Here's what else we're watching:
- Sen. Marco Rubio talks technology in Chicago for his first major domestic policy speech of the campaign.
- Jeb Bush is weighing in on whether the U.S. should cut a deal that would allow Edward Snowden to return to the U.S. "He should be given no leniency," Bush tweeted Monday.
- As the Clinton campaign reportedly frets over the rise of Sanders in Iowa, it hired 20 more organizers to work the state, according the Des Moines Register .
Donald Trump is headed to Los Angeles on Friday to meet with an underground conservative group that has drawn the attention of several GOP presidential hopefuls.

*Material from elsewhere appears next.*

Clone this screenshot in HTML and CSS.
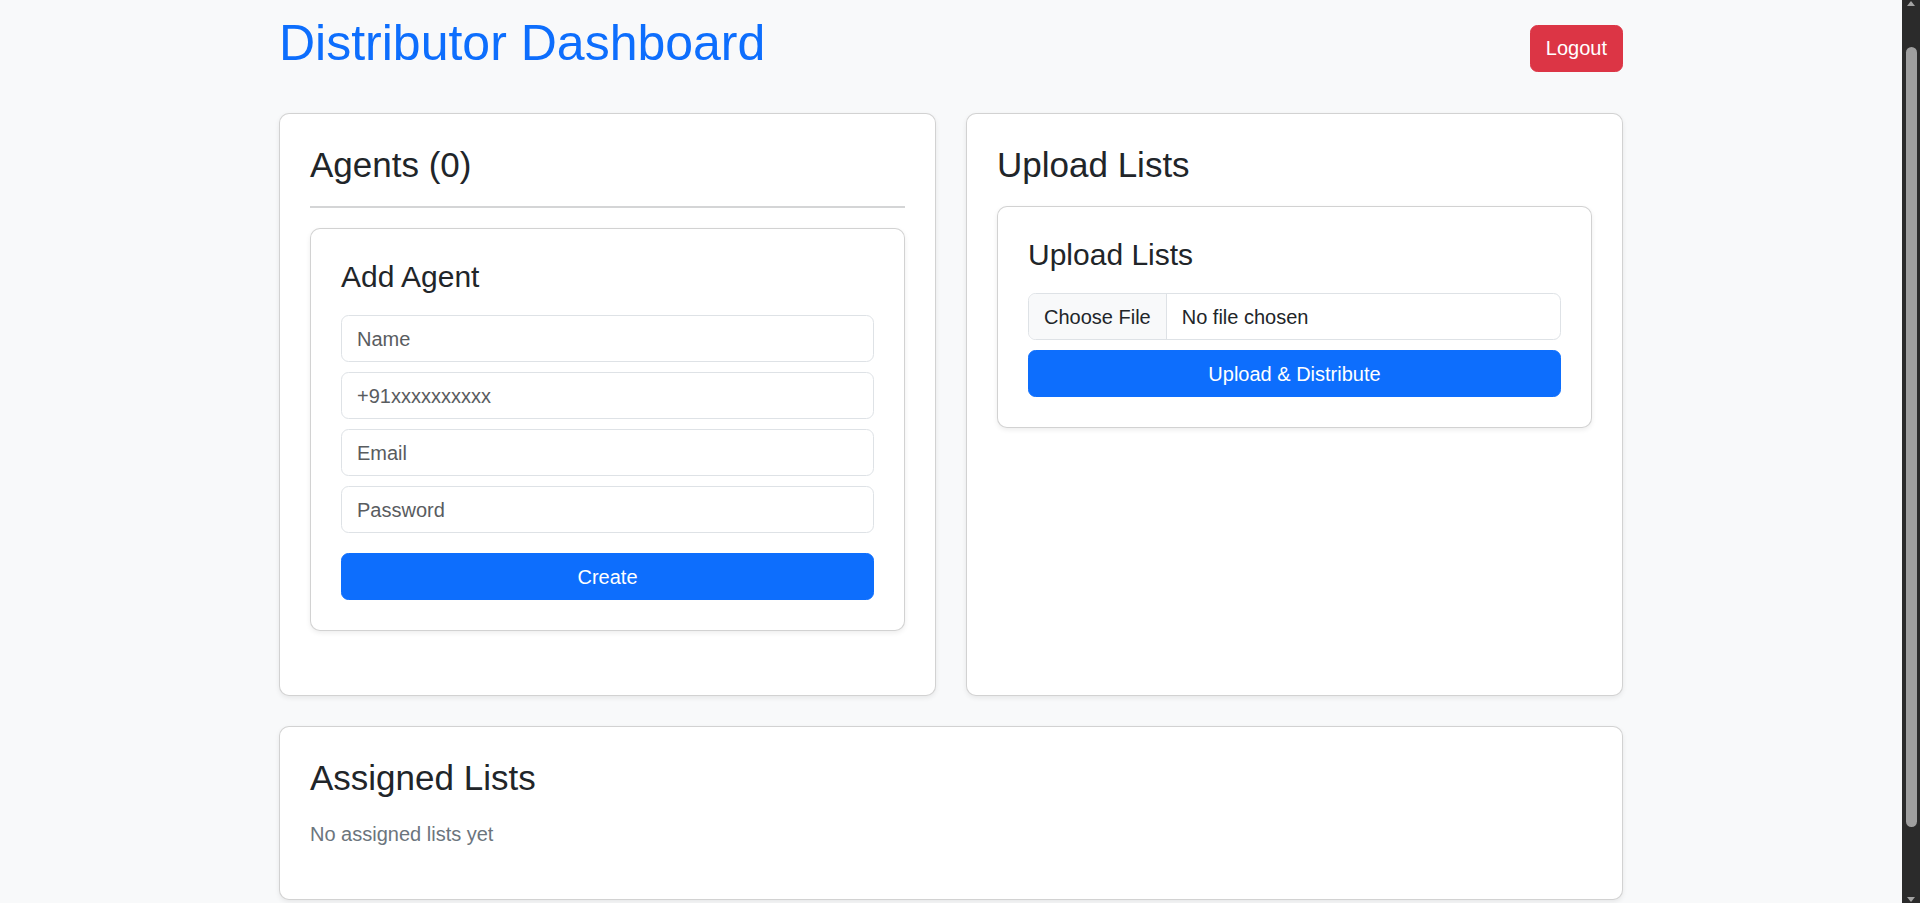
FILE: index.html
```html
<!DOCTYPE html>
<html lang="en">
<head>
<meta charset="utf-8">
<title>Distributor Dashboard</title>
<link rel="stylesheet" href="styles.css">
</head>
<body>
<div class="container">
  <header class="page-header">
    <h1 class="page-title">Distributor Dashboard</h1>
    <button class="btn btn-danger" type="button">Logout</button>
  </header>

  <div class="top-grid">
    <section class="card">
      <h3 class="card-title">Agents (0)</h3>
      <hr class="divider">
      <div class="card inner-card agent-card">
        <h4 class="sub-title">Add Agent</h4>
        <form class="agent-form">
          <input class="form-control" type="text" placeholder="Name">
          <input class="form-control" type="text" placeholder="+91xxxxxxxxxx">
          <input class="form-control" type="email" placeholder="Email">
          <input class="form-control" type="password" placeholder="Password">
          <button class="btn btn-primary btn-block create-btn" type="button">Create</button>
        </form>
      </div>
    </section>

    <section class="card">
      <h3 class="card-title title-gap">Upload Lists</h3>
      <div class="card inner-card">
        <h4 class="sub-title">Upload Lists</h4>
        <div class="file-input">
          <span class="file-btn">Choose File</span>
          <span class="file-name">No file chosen</span>
        </div>
        <button class="btn btn-primary btn-block" type="button">Upload &amp; Distribute</button>
      </div>
    </section>
  </div>

  <section class="card assigned-card">
    <h3 class="card-title title-gap">Assigned Lists</h3>
    <p class="muted">No assigned lists yet</p>
  </section>
</div>

<aside class="scrollbar" aria-hidden="true">
  <span class="sb-arrow sb-up"></span>
  <span class="sb-track"><span class="sb-thumb"></span></span>
  <span class="sb-arrow sb-down"></span>
</aside>
</body>
</html>
```

FILE: styles.css
```css
* {
  box-sizing: border-box;
}

html, body {
  margin: 0;
  padding: 0;
}

body {
  background: #f8f9fa;
  color: #212529;
  font-family: "Liberation Sans", Arial, sans-serif;
  font-size: 20px;
  line-height: 1.5;
  padding-right: 18px;
}

.container {
  width: 1344px;
  margin: 0 auto;
  padding: 13px 0 120px;
}

.page-header {
  display: flex;
  justify-content: space-between;
  align-items: center;
  margin-bottom: 30px;
}

.page-title {
  margin: 0 0 10px;
  font-size: 50px;
  font-weight: 400;
  line-height: 1.2;
  color: #0d6efd;
}

.btn {
  font-family: inherit;
  font-size: 20px;
  line-height: 1.5;
  padding: 7.5px 15px;
  border: 1px solid transparent;
  border-radius: 7.5px;
  color: #fff;
  cursor: pointer;
}

.btn-danger {
  background: #dc3545;
  border-color: #dc3545;
}

.btn-primary {
  background: #0d6efd;
  border-color: #0d6efd;
}

.btn-block {
  display: block;
  width: 100%;
}

.top-grid {
  display: grid;
  grid-template-columns: 1fr 1fr;
  gap: 30px;
  margin-bottom: 30px;
}

.card {
  background: #fff;
  border: 1px solid rgba(0, 0, 0, 0.175);
  border-radius: 10px;
  padding: 30px;
  box-shadow: 0 2px 5px rgba(0, 0, 0, 0.075);
}

.card-title {
  margin: 0;
  font-size: 35px;
  font-weight: 400;
  line-height: 1.2;
}

.title-gap {
  margin-bottom: 20px;
}

.divider {
  margin: 20px 0;
  border: 0;
  border-top: 2px solid #d4d5d6;
}

.agent-card {
  margin-bottom: 34px;
}

.sub-title {
  margin: 0 0 20px;
  font-size: 30px;
  font-weight: 400;
  line-height: 1.2;
}

.agent-form {
  display: flex;
  flex-direction: column;
  gap: 10px;
}

.form-control {
  display: block;
  width: 100%;
  font-family: inherit;
  font-size: 20px;
  line-height: 1.5;
  padding: 7.5px 15px;
  color: #212529;
  background: #fff;
  border: 1px solid #dee2e6;
  border-radius: 7.5px;
  outline: none;
}

.form-control::placeholder {
  color: #595c5f;
  opacity: 1;
}

.create-btn {
  margin-top: 10px;
}

.file-input {
  display: flex;
  align-items: stretch;
  height: 47px;
  border: 1px solid #dee2e6;
  border-radius: 7.5px;
  overflow: hidden;
  margin-bottom: 10px;
}

.file-btn {
  display: flex;
  align-items: center;
  padding: 0 15px;
  background: #f8f9fa;
  border-right: 1px solid #dee2e6;
  color: #212529;
}

.file-name {
  display: flex;
  align-items: center;
  padding: 0 15px;
  color: #212529;
}

.muted {
  margin: 0 0 20px;
  color: #6c757d;
}

/* window scrollbar as captured in the screenshot */
.scrollbar {
  position: fixed;
  top: 0;
  right: 0;
  width: 18px;
  height: 100vh;
  background: #2b2b2b;
  display: flex;
  flex-direction: column;
  align-items: center;
}

.sb-arrow {
  flex: 0 0 17px;
  width: 18px;
  position: relative;
}

.sb-arrow::before {
  content: "";
  position: absolute;
  left: 4.5px;
  width: 0;
  height: 0;
  border-left: 4.5px solid transparent;
  border-right: 4.5px solid transparent;
}

.sb-up::before {
  top: 1px;
  border-bottom: 5px solid #a3a3a3;
}

.sb-down::before {
  bottom: 1px;
  border-top: 5px solid #a3a3a3;
}

.sb-track {
  flex: 1;
  width: 18px;
  display: flex;
  justify-content: center;
  padding-top: 30px;
  padding-bottom: 59px;
}

.sb-thumb {
  width: 11px;
  height: 100%;
  border-radius: 6px;
  background: #9f9f9f;
}
```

Trump is set to speak to Friends of Abe for an off-the-record event, according to the Hollywood Reporter.
So far this election cycle, the group has hosted Ben Carson, Carly Fiorina, Mike Huckabee and Rand Paul, notes the Reporter.
Trump's arrival to Los Angeles comes in the wake of intense criticism directed toward the real-estate mogul for his comments about Mexican immigrants in which he labeled some as "rapists" and drug runners.
Several companies associated with Trump have severed ties.
Former Virginia Gov. Jim Gilmore is throwing his hat in the ring, according to the Richmond Times-Dispatch. For those still keeping track, that will make 17 Republicans running for president. Two in that tally -- Wisconsin Gov. Scott Walker and Ohio Gov. John Kasich -- are likely but still unofficial contenders. Welcome to the race, Gov. Gilmore.
Florida Sen. Marco Rubio kept up his regular pounding on Hillary Rodham Clinton as a politician of the past on Tuesday.
Speaking in Chicago, Rubio, who at 44 is the youngest candidate in the race, called Clinton "outdated."
Rubio has hit the "new vs. old, young vs. old" theme since his announcement speech in April, when he declared that "too many of our leaders and their ideas are stuck in the twentieth century." He did not name Clinton, who at 67 isn't even the oldest Democrat in the race, but has since left such subtly behind.